Felicia Gordon précise que « Constance Pascal était particulièrement intéressée par la dimension sociale de la maladie », et surtout par « la démence précoce ». Le récit de la carrière de la pionnière en psychiatrie souligne les conflits idéologiques concernant « le contrôle du secteur psychiatrique, la lutte entre forces cléricales et anticléricales en psychiatrie ». Néanmoins, une « pensée progressiste » voit le jour, notamment en regard de la prise en charge des enfants malades – les archives historiques, les rapports de commissions et divers documents en témoignent.

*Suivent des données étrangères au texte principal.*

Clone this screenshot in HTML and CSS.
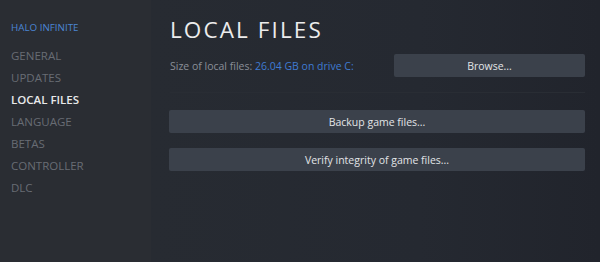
FILE: index.html
```html
<!DOCTYPE html>
<html>
<head>
<meta charset="utf-8">
<link rel="stylesheet" href="styles.css">
</head>
<body>
<div class="app">
  <nav class="sidebar">
    <div class="game">HALO INFINITE</div>
    <ul class="menu">
      <li>GENERAL</li>
      <li>UPDATES</li>
      <li class="active">LOCAL FILES</li>
      <li>LANGUAGE</li>
      <li>BETAS</li>
      <li>CONTROLLER</li>
      <li>DLC</li>
    </ul>
  </nav>
  <main class="content">
    <h1 class="title">LOCAL FILES</h1>
    <div class="size-row">
      <div class="size">Size of local files: <span class="link">26.04 GB on drive C:</span></div>
      <button class="btn browse">Browse...</button>
    </div>
    <button class="btn wide">Backup game files...</button>
    <button class="btn wide">Verify integrity of game files...</button>
  </main>
</div>
</body>
</html>
```
FILE: styles.css
```css
html, body {
  margin: 0;
  padding: 0;
  width: 600px;
  height: 262px;
  overflow: hidden;
  background: #252930;
  font-family: "Open Sans", "Lato", sans-serif;
}
.app {
  display: flex;
  height: 262px;
}
.sidebar {
  width: 151px;
  flex: none;
  background: #2a2d33;
  padding-top: 21px;
  box-sizing: border-box;
}
.game {
  color: #4a85d3;
  font-size: 9.8px;
  padding-left: 11px;
  line-height: 14px;
  margin-bottom: 10px;
}
.menu {
  list-style: none;
  margin: 0;
  padding: 0;
}
.menu li {
  padding-left: 11px;
  color: #686c74;
  font-size: 11.5px;
  line-height: 22px;
  height: 22px;
}
.menu li.active {
  color: #e8e9ea;
  font-weight: 600;
}
.content {
  flex: 1;
  background: linear-gradient(90deg, #272b32 0%, #252931 60%, #21242c 100%);
  padding: 15px 15px 0 19px;
  box-sizing: border-box;
  display: flex;
  flex-direction: column;
}
.title {
  margin: 0;
  font-weight: 400;
  font-size: 22.5px;
  letter-spacing: 2.1px;
  color: #ececec;
  line-height: 30px;
  height: 30px;
}
.size-row {
  display: flex;
  align-items: center;
  justify-content: space-between;
  margin-top: 9px;
  padding-bottom: 15px;
  border-bottom: 1px solid #292d34;
}
.size {
  color: #8a8f98;
  font-size: 10.5px;
}
.link {
  color: #3f7bd2;
}
.btn {
  background: #3b414b;
  border: none;
  color: #e2e4e7;
  font-family: inherit;
  font-size: 10.5px;
  height: 23px;
  padding: 0;
  border-radius: 2px;
}
.browse {
  width: 191px;
}
.wide {
  width: 416px;
  margin-left: -1px;
  margin-top: 17px;
}
.wide + .wide {
  margin-top: 15px;
}
```
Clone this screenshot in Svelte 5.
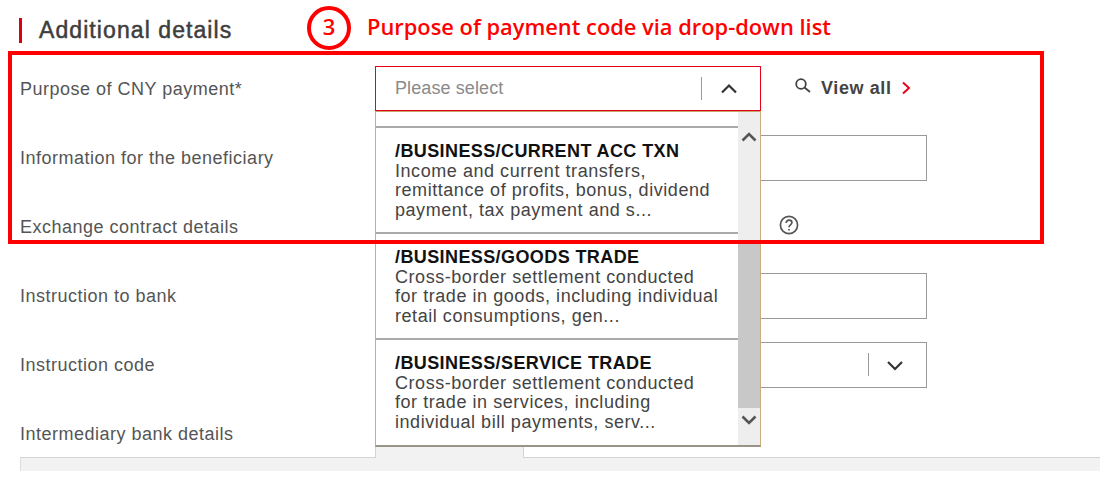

A contrario, les régressions en matière de droit humain furent le fait de représentants de l’État français, peu instruits de médecine, hostiles ou ignorants des méthodes de C. Pascal « sur la recherche en neuropsychiatrie infantile ». De plus, la psychiatre en chef fut sujette à l’exclusion suite à « des projets pour son institut dès lors qu’elle n’en avait plus la responsabilité directe ». Ailleurs, F. Gordon mentionne que les expériences afin de guérir les malades mentaux ont été « d’une indubitable violence mentale et physique sur les patients », malgré leur consentement, méthodes éprouvantes de « thérapie de choc » à base d’injections douteuses provoquant des « chocs toxiques » et de terribles souffrances ! L’ouvrage retrace en filigrane ce qu’il en était de la considération du malade mental, de l’individu sujet à des ébranlements psychiques en 1937.
Cette biographie révèle le décalage, « la disjonction » entre l’existence intime et les préoccupations professionnelles de Constance Pascal ou par exemple, la façon dont a été éduquée Jeanne Rees-Pascal, la fille cachée de Constance et de Justin Mengin, officier supérieur. Le déchirement intérieur éprouvé par la pionnière prouve les difficultés inhérentes sous la IIIème République, quand les femmes étaient reléguées au mariage et à la maternité, bien avant l’obtention des congés payés et du droit de vote… Cela n’a pas empêché Constance Pascal de rédiger de nombreuses monographies lui permettant de distinguer les symptômes et les bases psychiques ou biologiques des patients et patientes internés, à partir d’« histoires de cas », en plus de l’accablement de son travail asilaire et de ses responsabilités. La grande psychiatre a opté pour « la prévalence de l’observation clinique personnelle sur la théorie abstraite » de ses confrères de l’époque. L’obscurité séculaire dans laquelle furent plongées les femmes d’exception confirme l’interrogation de Chantal Potart (cofondatrice de Histoire(s) & Mémoire de Maison Blanche) : « L’oubli est-il un processus actif et volontaire ? ».